Cancer Stem Cells as a Prognostic Biomarker and Therapeutic Target Using Curcumin/ Piperine Extract for Multiple Myeloma

Document Type : Research Articles


1 Molecular Biotechnology program, Faculty of Science, Helwan University, Cairo, Egypt.

2 Chemistry Department, Faculty of Science, Helwan University, Cairo, Egypt.

3 Clinical Pathology Department, National Cancer Institute, Cairo University, Egypt.

4 Medical Oncology Department, National cancer institute, Cairo University, Egypt.

5 Tumor Biology Department, National Cancer Institute, Cairo University, Egypt.

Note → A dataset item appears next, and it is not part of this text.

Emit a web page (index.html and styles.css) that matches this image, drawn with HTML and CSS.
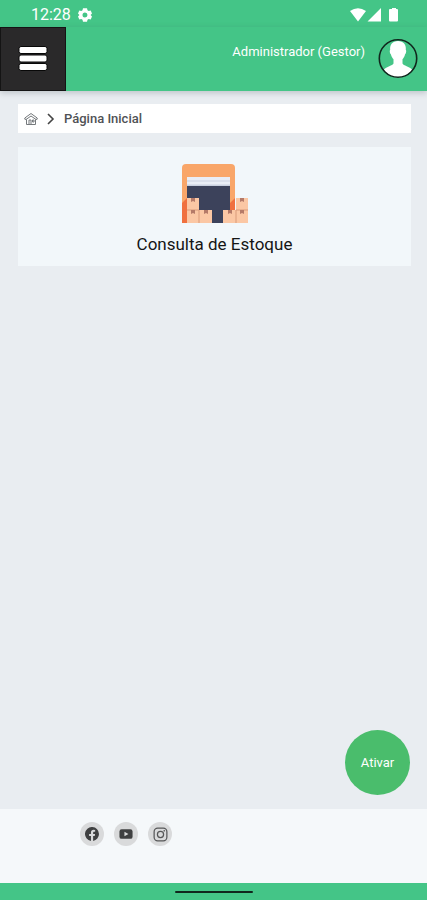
FILE: index.html
```html
<!DOCTYPE html>
<html lang="pt-BR">
<head>
<meta charset="utf-8">
<meta name="viewport" content="width=device-width, initial-scale=1">
<title>Página Inicial</title>
<link rel="stylesheet" href="styles.css">
</head>
<body>
<div class="status">
  <span class="status-time">12:28</span>
  <svg viewBox="0 0 14 14" width="14" height="14" aria-hidden="true"><path fill="#fff" fill-rule="evenodd" d="M5 .3h4l.5 2 1.200.7 2-.6 1.300 3L12.600 7l1.400 1.600-1.300 3-2-.6-1.200.7-.5 2H5l-.5-2-1.200-.7-2 .6L0 8.600 1.400 7 0 5.400l1.300-3 2 .6 1.200-.7zM7 4.500a2.500 2.500 0 1 0 0 5 2.500 2.500 0 0 0 0-5z"/></svg>
  <svg class="status-signals" viewBox="0 0 50 16" width="50" height="16" aria-hidden="true"><path fill="#fff" d="M1 4Q9-1.500 17 4L9 14.500zM32 1v13.500H18.500zM41 2h2V1h4v1h1q1 0 1 1v10.500q0 1-1 1h-7q-1 0-1-1V3q0-1 1-1z"/></svg>
</div>
<header class="header">
  <button class="menu" type="button" aria-label="Menu">
    <svg viewBox="0 0 32 28" width="32" height="28" aria-hidden="true"><g fill="#fff" stroke="#080808" stroke-width="1"><rect x="2" y="1.500" width="28" height="7" rx="2"/><rect x="2" y="10" width="28" height="7" rx="2"/><rect x="2" y="18.500" width="28" height="7" rx="2"/></g></svg>
  </button>
  <span class="user">Administrador (Gestor)</span>
  <svg class="avatar" viewBox="0 0 40 40" width="40" height="40" aria-hidden="true">
    <path fill="#fff" d="M20 2c-5.500 0-8.300 3.500-7.800 9-.8.400-.4 3.600.8 4.500.4 2 1.300 3.400 2.500 4.700v4.300c-.8 2.200-7 3-10 6.500C9 35.500 14 38.500 20 38.500s11-3 14.500-7.500c-3-3.500-9.200-4.300-10-6.500v-4.300c1.200-1.300 2.100-2.700 2.500-4.700 1.200-.9 1.600-4.100.8-4.500C28.300 5.500 25.500 2 20 2z"/>
    <circle cx="20" cy="19.500" r="18.700" fill="none" stroke="#10271d" stroke-width="1.600"/>
  </svg>
</header>
<main class="main">
  <nav class="crumbs" aria-label="Navegação">
    <a href="#" class="home" aria-label="Início"><svg viewBox="0 0 14 14" width="14" height="14" aria-hidden="true"><path fill="none" stroke="#75797c" stroke-linejoin="round" d="M.8 7.200V6L7 1.500 13.200 6v1.200L12 7.500 7 4 2 7.500zM2.500 7.500v5h9v-5M5 12.500V8h2v4.500M8.500 8h1.500v2H8.500z"/></svg></a>
    <svg viewBox="0 0 8 12" width="8" height="12" aria-hidden="true"><path fill="none" stroke="#444" stroke-width="1.600" d="M1 1l5 5-5 5"/></svg>
    <span>Página Inicial</span>
  </nav>
  <a href="#" class="card">
    <svg viewBox="0 0 66 59" width="66" height="59" aria-hidden="true">
      <path fill="#f9a669" d="M0 59V4q0-4 4-4h45q4 0 4 4v55z"/>
      <path fill="#f0703f" d="M0 59V39l5-5v25zM48 46V39l5-5v12z"/>
      <path fill="#3c425b" d="M5 22h43v37H5z"/>
      <path fill="#e9edf5" d="M5 13h43v9H5z"/>
      <path fill="#c9d0df" d="M5 16.500h43v1H5zM5 20.500h43v1.500H5z"/>
      <path fill="#fbc7a4" d="M5 34h12v12h13v13H5zM54 34h12v25H41V46h13z"/>
      <path fill="none" stroke="#d99b7b" d="M5 46h12v13M54 59V46h12"/>
      <path fill="#b57a68" d="M9 34h4v4l-2-1-2 1zM9 46h4v4l-2-1-2 1zM22 46h4v4l-2-1-2 1zM46 46h4v4l-2-1-2 1zM58 34h4v4l-2-1-2 1zM58 46h4v4l-2-1-2 1z"/>
    </svg>
    <span>Consulta de Estoque</span>
  </a>
  <button class="activate" type="button">Ativar</button>
</main>
<footer class="footer">
  <a href="#" class="social" aria-label="Facebook"><svg viewBox="0 0 16 16" width="14" height="14" aria-hidden="true"><path fill="#3f4041" d="M16 8a8 8 0 1 0-9.200 7.900v-5.600H4.700V8h2.100V6.200c0-2 1.200-3.100 3-3.100l1.800.2v2h-1c-1 0-1.300.6-1.300 1.200V8h2.200l-.4 2.300H9.300v5.600A8 8 0 0 0 16 8z"/></svg></a>
  <a href="#" class="social" aria-label="YouTube"><svg viewBox="0 0 16 16" width="14" height="14" aria-hidden="true"><rect x=".5" y="2.500" width="15" height="11" rx="2.500" fill="#3f4041"/><path fill="#d9dadb" d="M6.200 5.300v5.400L10.800 8z"/></svg></a>
  <a href="#" class="social" aria-label="Instagram"><svg viewBox="0 0 16 16" width="15" height="15" aria-hidden="true"><g fill="none" stroke="#555657" stroke-width="1.300"><rect x="1.200" y="1.200" width="13.600" height="13.600" rx="3.800"/><circle cx="8" cy="8" r="3.300"/></g><circle cx="12" cy="4" r=".9" fill="#555657"/></svg></a>
</footer>
<div class="gesture"><span class="gesture-bar"></span></div>
</body>
</html>
```
FILE: styles.css
```css
* {
  box-sizing: border-box;
}

body {
  margin: 0;
  min-height: 100vh;
  display: flex;
  flex-direction: column;
  background: #e9edf1;
  color: #151515;
  font-family: Roboto, "Liberation Sans", sans-serif;
}

a {
  color: inherit;
  text-decoration: none;
}

button {
  border: 0;
  padding: 0;
  font: inherit;
  cursor: pointer;
}

svg {
  display: block;
  flex: none;
}

.status {
  height: 27px;
  padding: 2px 28px 0 31px;
  display: flex;
  align-items: center;
  gap: 7px;
  background: #44c587;
  color: #fff;
  font-size: 16px;
}

.status-signals {
  margin-left: auto;
}

.header {
  height: 64px;
  padding-right: 9px;
  display: flex;
  align-items: center;
  background: #44c587;
  box-shadow: 0 2px 6px rgba(60, 70, 80, 0.25);
}

.menu {
  width: 66px;
  height: 100%;
  margin-right: auto;
  display: flex;
  align-items: center;
  justify-content: center;
  background: #2a292a;
  border: 1px solid #141414;
}

.user {
  margin-right: 13px;
  padding-bottom: 16px;
  color: #fff;
  font-size: 13px;
}

.main {
  position: relative;
  flex: 1;
  padding: 13px 16px 13px 18px;
  display: flex;
  flex-direction: column;
  gap: 14px;
}

.crumbs {
  height: 29px;
  padding: 0 6px;
  display: flex;
  align-items: center;
  gap: 9px;
  background: #fff;
  color: #505255;
  font-size: 13px;
  font-weight: 500;
}

.card {
  height: 119px;
  padding-top: 17px;
  display: flex;
  flex-direction: column;
  align-items: center;
  gap: 10px;
  background: #f2f7fa;
  font-size: 17px;
  line-height: 22px;
}

.activate {
  position: absolute;
  right: 17px;
  bottom: 14px;
  width: 65px;
  height: 65px;
  border-radius: 50%;
  background: #4abd6c;
  color: #fff;
  font-size: 13px;
}

.footer {
  height: 74px;
  padding: 13px 80px;
  display: flex;
  gap: 10px;
  background: #f5f8fa;
}

.social {
  width: 24px;
  height: 24px;
  display: flex;
  align-items: center;
  justify-content: center;
  border-radius: 50%;
  background: #d9dadb;
}

.gesture {
  height: 17px;
  display: flex;
  align-items: center;
  justify-content: center;
  background: #44c587;
}

.gesture-bar {
  width: 78px;
  height: 2px;
  border-radius: 1px;
  background: #10271d;
}
```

Background: Multiple myeloma (MM) is a hematological bone marrow malignancy that can be treated but is usually fatal. Medication resistance is the major cause of relapses due to cancer stem cells (CSCs). As a result, this study aimed to identify multiple myeloma cancer stem cells (MMCSCs) in the bone marrow of twelve MM patients with pathological complete response (pCR) after chemotherapy and to investigate the potential effect of Curcumin/Piperine (C/P) extract as an anti-MMCSCs treatment in twenty newly diagnosed patients. Methods: This study included twenty bone marrow (BM) samples from newly diagnosed MM patients and twelve BM samples from pCR patients after a year of treatment. The MTT test was performed to assess the treatment’s effective dosage. A flow cytometer was used to identify MMCSCs, cell cycle profile, extract’s apoptotic activity, and proliferation marker in the selected samples. Also,  a colony formation test and stemness protein were investigated. Results: In newly diagnosed MM patients, the C/P extract suppressed MMCSCs by 64.71% for CD138-/CD19- and 38.31% for CD38++. In MM patients’ samples obtained after one year of treatment, the MMCSCs inhibition percentage reached 44.71% (P < 0.008) for CD138-/CD19- and 36.94% (P < 0.221) for CD38++. According to cell cycle analyses, the number of cells treated with C/P extract was significantly reduced in the S and G0/G1 phases (87.38%: 35.15%, and 4.83%: 2.17% respectively), with a rapid increase in the G2/M phases (1.1%: 2.2%.). MMCSCs apoptosis was identified using a flow cytometer and Annexin-V. Multiple myeloma stem cell (MMCSC) proliferation was inhibited. Clonogenicity was suppressed by 60%, and stemness protein expression was reduced by 70%. Conclusion: MMCSCs in the bone marrow of MM-pCR patients can be utilized as a prognostic tool to predict recurrent multiple myeloma incidence. Also, the therapeutic potential of C/P extract as a prospective anti-MM drug targeting MMCSCs.